Après cet article de Wired au sujet de Steemit, certains avaient salué une avancée dans la direction de la rémunération du digital labor.
Vous connaissez peut-être ma position : les micro-paiements des usagers ne sont pas une solution aux tensions socio-économiques que le travail des plateformes attise. Au contraire, ils sont part du problème, dans le mesure où ils contribuent à la prolétarisation des usagers – et atomisent davantage un acte de production de valeur qui, sur les plateformes plus qu’ailleurs, est un acte éminemment social.
Ceci dit, Steemit représente une excellente démonstration de pourquoi micro-rémunérér les usagers est une mauvaise idée.
Steemit est une plateforme sociale (un Reddit-like) qui paie ses usagers en monnaie cryptée (appelée “Steem”) pour chaque post ou partage. Rien d’original jusque là. TSU avait déjà tenté cette expérience et plusieurs applications (comme par ex. Bitwalking) proposent des rémunérations en bitcoin pour le simple fait d’utiliser leur service. Sur Steem, les posts les plus partagés remontent dans le classement. Surtout, ils affichent le montant gagné par leur auteur. L'”engagement”, aussi, est recompensé : les usagers peuvent gagner des Steems en likant ou en partageant des contenus.
Sympa, non ? A un détail près : des Steems sont créés chaque jour. Dont il s’avère que le Steem est une *monnaie fondante* (c-à-d, qui se déprécie chaque jour). Ce qui crée des incitations économiques pour les usagers à l’investir en obligations (appelées “Steem Power”, qui l’immobilisent pendant 2 ans) ou à la garder sur la plateforme (sous forme de “Steem Dollars” qui peuvent être donnés à d’autres membres par ex).
Si elle reste sur la plateforme, la monnaie donne des dividendes (ou “salaires”?) plus importants quand vous postez ou likez un contenu :
“by holding Steem Power you are given some of the Steem that are created each second as more Steem Power.
90% of the new Steem goes to anyone holding Steem Power.
10% of the new Steem goes to anyone voting on a post or contributing.When you vote for a post, the more Steem Power you have, the more you are rewarded by the creation of new steem.
For example, if you see a post with an estimate of $1000:
$500 is being paid to the curators
$250 is being paid to the author
$250 is being paid to the parent/grandparent post if there is one, otherwise it goes to the author” (Source)

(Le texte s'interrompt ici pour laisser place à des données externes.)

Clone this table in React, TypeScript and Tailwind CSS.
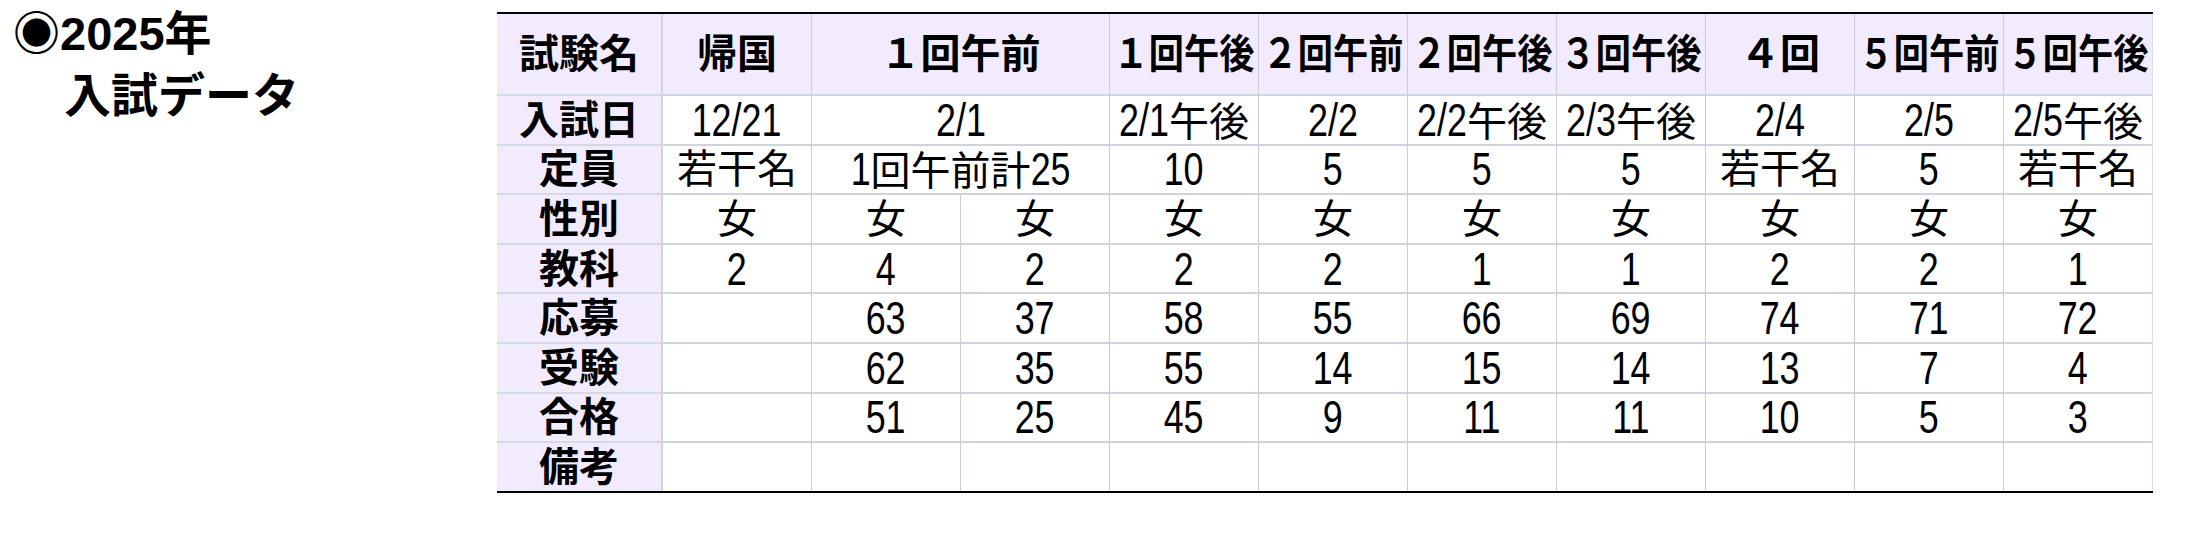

Aujourd’hui, Steemit fait état de 350k usagers, dont 50k actifs. Ces derniers auraient “gagné” l’équivalent de $30 millions de Steem sur 18 mois. Ce qui peut paraître impressionnant, mais en fait c’est $33/mois en moyenne. Btw, $33 que vous ne pouvez pas échanger (ils sont thésaurisés sur la plateforme sous forme de “Steem Dollars” ou de “Steem Power”).
Bref on peut être d’accord avec les concepteurs de Steemit, quand, dans leurs FAQ, ils admettent candidement: “At its root, Steem is simply a points system”. Oui, des points. Qui ne sont pas conçus pour rémunérer le digital labor des usagers, mais bien pour attirer des investisseurs/annonceurs, qui, pour se faire de la pub ou développer des services sur la plateforme, doivent acquérir des Steems (avec les effets d’inflation et
de “bad money drives out good” que l’on connait).
Je souligne un élément important : les investisseurs/annonceurs pourront payer en Steem pour avoir leur contenu mis en avant. Cela sent la Facebook Fraud et la ferme à clic non ? C’est le CEO Ned Scott qui l’explique dans cette vidéo (vers 6’30″) : “Steemit fait ouvertement ce que FB fait en coulisses” :
Moralité : quand vous voyez la valeur en $ affichée sous chaque post de Steemit, ce montant ne vaut pas plus que le nombre de likes sur FB. Puis-je payer mon loyer avec mes likes sur FB? Non. Voilà. Sur Steemit, non plus. De surcroit, la plateforme a un intérêt déclaré à créer de la “fausse viralité” des contenus, en créant une économie parallèle faite de transactions pour fausser les score de réputation et d’engagement. Les likes sur FB sont-ils tous “organiques”? Non. Voilà. Sur Steemit, non plus.